TR1 was great for everything. Puzzles, atmosphere, loneliness, and a desire to guide your sexy and vulnerable avitar safely to her destination. TR2 was nice. You got to spin around Venice, Tibet and a sunken wreck. And this was a lot of fun. TR3 gave you the chance to run up the down escalator in a tube station (and Aldwych tube station to boot!) but little else other than it’s new locations.

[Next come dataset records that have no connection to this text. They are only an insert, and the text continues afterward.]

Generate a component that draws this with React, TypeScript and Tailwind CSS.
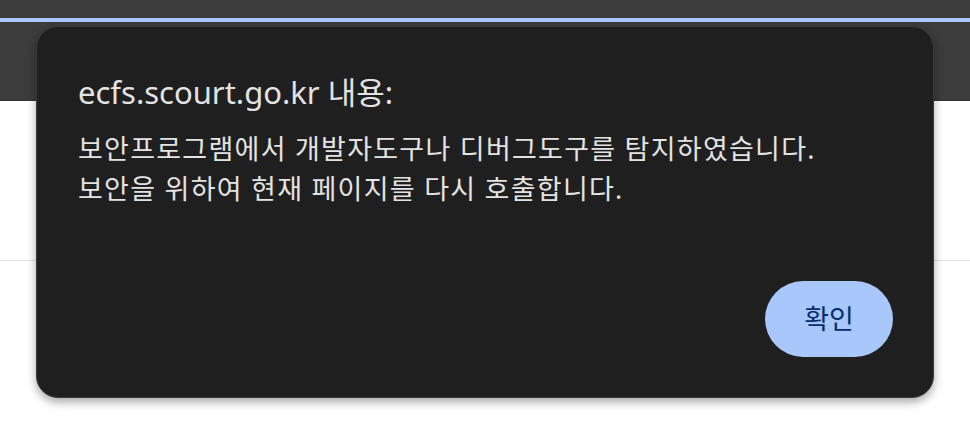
import React from 'react';

const font = { fontFamily: '"Segoe UI", "Noto Sans", "Noto Sans CJK KR", sans-serif' };

const App: React.FC = () => {
  return (
    <div className="relative w-[970px] h-[426px] overflow-hidden bg-white" style={font}>
      {/* 브라우저 상단 영역 */}
      <div className="h-[18px] bg-[#3c3c3c]" />
      <div className="h-[4px] bg-[#a8c7fa]" />
      <div className="h-[79px] bg-[#3c3c3c] border-b border-[#333333]" />
      <div className="h-[160px] bg-white border-b border-[#e3e3e3]" />

      {/* 알림 대화상자 */}
      <div className="absolute left-[36px] top-[26px] w-[898px] h-[372px] rounded-[22px] bg-[#1f1f1f] border border-[#3a3a3a] shadow-[0_4px_10px_rgba(0,0,0,0.35)] flex flex-col pl-[41px] pr-[40px] pb-[40px] pt-[45px]">
        <h1 className="text-[31px] leading-[40px] text-[#e3e3e3] font-normal">ecfs.scourt.go.kr 내용:</h1>
        <div className="mt-[17px] text-[27px] leading-[40px] text-[#e3e3e3] tracking-[1.25px]">
          <p>보안프로그램에서 개발자도구나 디버그도구를 탐지하였습니다.</p>
          <p>보안을 위하여 현재 페이지를 다시 호출합니다.</p>
        </div>
        <div className="mt-auto flex justify-end">
          <button className="w-[128px] h-[76px] rounded-full bg-[#a8c7fa] text-[#062e6f] text-[27px]">확인</button>
        </div>
      </div>
    </div>
  );
};

export default App;
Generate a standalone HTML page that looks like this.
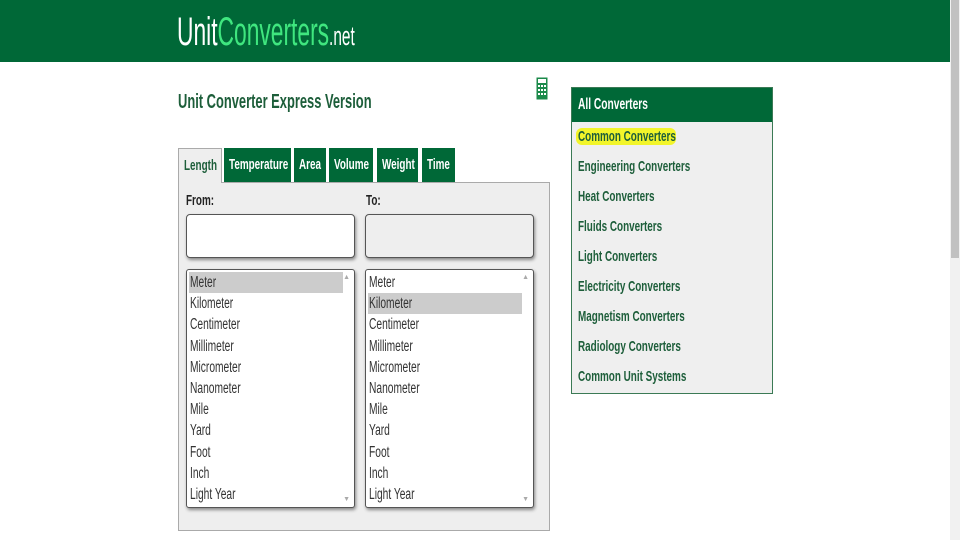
<!DOCTYPE html>
<html><head><style>
*{margin:0;padding:0;box-sizing:border-box}
body{width:960px;height:540px;overflow:hidden;background:#fff;font-family:"Liberation Sans",Arial,sans-serif;position:relative}
.a{position:absolute;white-space:nowrap}
.n{display:inline-block;transform:scaleX(.66);transform-origin:left center}
.hdr{left:0;top:0;width:950px;height:62px;background:#006837}
.sb{left:950px;top:0;width:10px;height:540px;background:#f1f1f1}
.th{left:951px;top:0;width:8px;height:258px;background:#c1c1c1}
.tab{position:absolute;top:148px;height:34px;background:#006837;color:#fff;font-weight:bold;font-size:15px;line-height:34px;padding-left:5px;white-space:nowrap}
.box{position:absolute;border:1px solid #555;border-radius:4px;box-shadow:1px 2px 3px #888}
.lst{position:absolute;border:1px solid #555;border-radius:3px;background:#fff;box-shadow:1px 2px 3px #888;padding:2px 0 0 2px;font-size:15.5px;color:#333}
.lst div{height:21.2px;line-height:21px;padding-left:1px;width:154px}
.sel{background:#ccc}
.arr{position:absolute;right:4px;font-size:7px;color:#aaa}
.side{left:571px;top:87px;width:202px;height:307px;border:1px solid #3b7a55;background:#efefef}
.side .h{height:34px;background:#006837;color:#fff;font-weight:bold;font-size:15.5px;line-height:34px;padding-left:6px}
.side .i{position:absolute;left:6px;font-weight:bold;font-size:15px;color:#1d5e3a}
</style></head><body>
<div class="a hdr"></div>
<div class="a sb"></div><div class="a th"></div>
<div class="a" style="left:177px;top:9px;font-size:40px;line-height:46px;color:#fff"><span class="n" style="transform:scaleX(.57)"><span style="color:#fff">Unit</span><span style="color:#3fe67f">Converters</span><span style="font-size:27px">.net</span></span></div>
<div class="a" style="left:178px;top:91px;font-size:20px;font-weight:bold;color:#1d5e3a"><span class="n" style="transform:scaleX(.645)">Unit Converter Express Version</span></div>
<svg class="a" style="left:536px;top:77px" width="12" height="23" viewBox="0 0 12 23"><rect x="0.5" y="0.5" width="11" height="22" fill="#1b8a4a"/><rect x="2" y="2" width="8" height="4" fill="#fff"/><g fill="#fff"><rect x="2" y="8" width="2" height="2"/><rect x="5" y="8" width="2" height="2"/><rect x="8" y="8" width="2" height="2"/><rect x="2" y="12" width="2" height="2"/><rect x="5" y="12" width="2" height="2"/><rect x="8" y="12" width="2" height="2"/><rect x="2" y="16" width="2" height="2"/><rect x="5" y="16" width="2" height="2"/><rect x="8" y="16" width="2" height="2"/></g></svg>
<div class="a" style="left:178px;top:182px;width:372px;height:349px;background:#eee;border:1px solid #aaa"></div>
<div class="tab" style="left:178px;width:44px;background:#eee;color:#1d5e3a;border:1px solid #aaa;border-bottom:none;height:35px"><span class="n">Length</span></div>
<div class="tab" style="left:224px;width:67px"><span class="n">Temperature</span></div>
<div class="tab" style="left:294px;width:32px"><span class="n">Area</span></div>
<div class="tab" style="left:329px;width:44px"><span class="n">Volume</span></div>
<div class="tab" style="left:377px;width:41px"><span class="n">Weight</span></div>
<div class="tab" style="left:422px;width:33px"><span class="n">Time</span></div>
<div class="a" style="left:186px;top:192px;font-size:15px;font-weight:bold;color:#222"><span class="n">From:</span></div>
<div class="a" style="left:366px;top:192px;font-size:15px;font-weight:bold;color:#222"><span class="n">To:</span></div>
<div class="box" style="left:186px;top:214px;width:169px;height:44px;background:#fff"></div>
<div class="box" style="left:365px;top:214px;width:169px;height:44px;background:#eee"></div>
<div class="lst" style="left:186px;top:269px;width:169px;height:239px"><span class="arr" style="top:4px">▲</span><span class="arr" style="bottom:4px">▼</span>
<div class="sel"><span class="n">Meter</span></div><div><span class="n">Kilometer</span></div><div><span class="n">Centimeter</span></div><div><span class="n">Millimeter</span></div><div><span class="n">Micrometer</span></div><div><span class="n">Nanometer</span></div><div><span class="n">Mile</span></div><div><span class="n">Yard</span></div><div><span class="n">Foot</span></div><div><span class="n">Inch</span></div><div><span class="n">Light Year</span></div></div>
<div class="lst" style="left:365px;top:269px;width:169px;height:239px"><span class="arr" style="top:4px">▲</span><span class="arr" style="bottom:4px">▼</span>
<div><span class="n">Meter</span></div><div class="sel"><span class="n">Kilometer</span></div><div><span class="n">Centimeter</span></div><div><span class="n">Millimeter</span></div><div><span class="n">Micrometer</span></div><div><span class="n">Nanometer</span></div><div><span class="n">Mile</span></div><div><span class="n">Yard</span></div><div><span class="n">Foot</span></div><div><span class="n">Inch</span></div><div><span class="n">Light Year</span></div></div>
<div class="a side"><div class="h"><span class="n">All Converters</span></div>
<div class="i" style="top:40px;background:#f2f52a;border-radius:6px;padding:0 2px;left:4px;width:100px"><span class="n">Common Converters</span></div>
<div class="i" style="top:70px"><span class="n">Engineering Converters</span></div>
<div class="i" style="top:100px"><span class="n">Heat Converters</span></div>
<div class="i" style="top:130px"><span class="n">Fluids Converters</span></div>
<div class="i" style="top:160px"><span class="n">Light Converters</span></div>
<div class="i" style="top:190px"><span class="n">Electricity Converters</span></div>
<div class="i" style="top:220px"><span class="n">Magnetism Converters</span></div>
<div class="i" style="top:250px"><span class="n">Radiology Converters</span></div>
<div class="i" style="top:280px"><span class="n">Common Unit Systems</span></div>
</div>
</body></html>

However, TR4 gave you a proper story and as such it was a proper adventure. You were in Egypt, and you stayed there until you’d sorted everything out. None of this pathetic veering around the globe to satisfy some deep seated urge to be “big”. And I want to take my hat off to the final boss battle. You don’t kill it: you run away from it. Brilliant. When I finally worked that out, it all seemed so obvious: Why should I be able to kill it? I’m an archeologist, and he’s an Egyptian God. What made me think I even had a chance? I loved TR4 even more once I’d finished it, whereas with TR3 (and 2) I thought “Thank god that’s over”. The only weakness in TR4 was that bit where you had to soup up your motorbike so it could make an all-important leap into the next level. It required a standard of recall of various items and backtracking that not even 80’s TV series Now Get Out Of That demanded, and I admit I almost gave up at that point.

The fact is Tomb Raider: Chronicles should have been part of the PS2 debut, and I reckon it’s down to Eidos for the insistence on a fifth anual Christmas chart-topper that left us with this tepid soup of a game. But think about it: the first level of TR5 is in Venice again, and you even get to run across the roof of the opera house that you briefly visited in a cut-scene in TR2. Imagine how good all that would have been in proper next-gen graphics. And later, when you’re being attacked by a loony with a crane, that could have been fantastic with the beef of the emotion engine behind it. As it was, these ideas were stuck in a fading game engine on a fading console.

Even now, I have a pang to buy TR:AoD. My friend bought it, and said it was a laid back version of the previous TR games. But I never have bought it. And I feel bad for not following Lara’s story through to the bitter end, but money’s a bit tight, there are other games I want blah de blah. To an extent, I think of TRChronicles and Angel of Darkness as a kind of official fan fiction. It’s not the real story; just some eager fans making games about what might happen to Lara Croft after she’d escaped. But it isn’t actually what happened. Lara Croft is, for me, still trapped under that rubble in Egypt, waiting for the right game to dig her out and pull her out, dusty and blinking, into the 128bit world.

But until then, Lara Croft will be like a favourite ex-girlfriend who you don’t mention anymore in case your current beau gets offended. Such is life.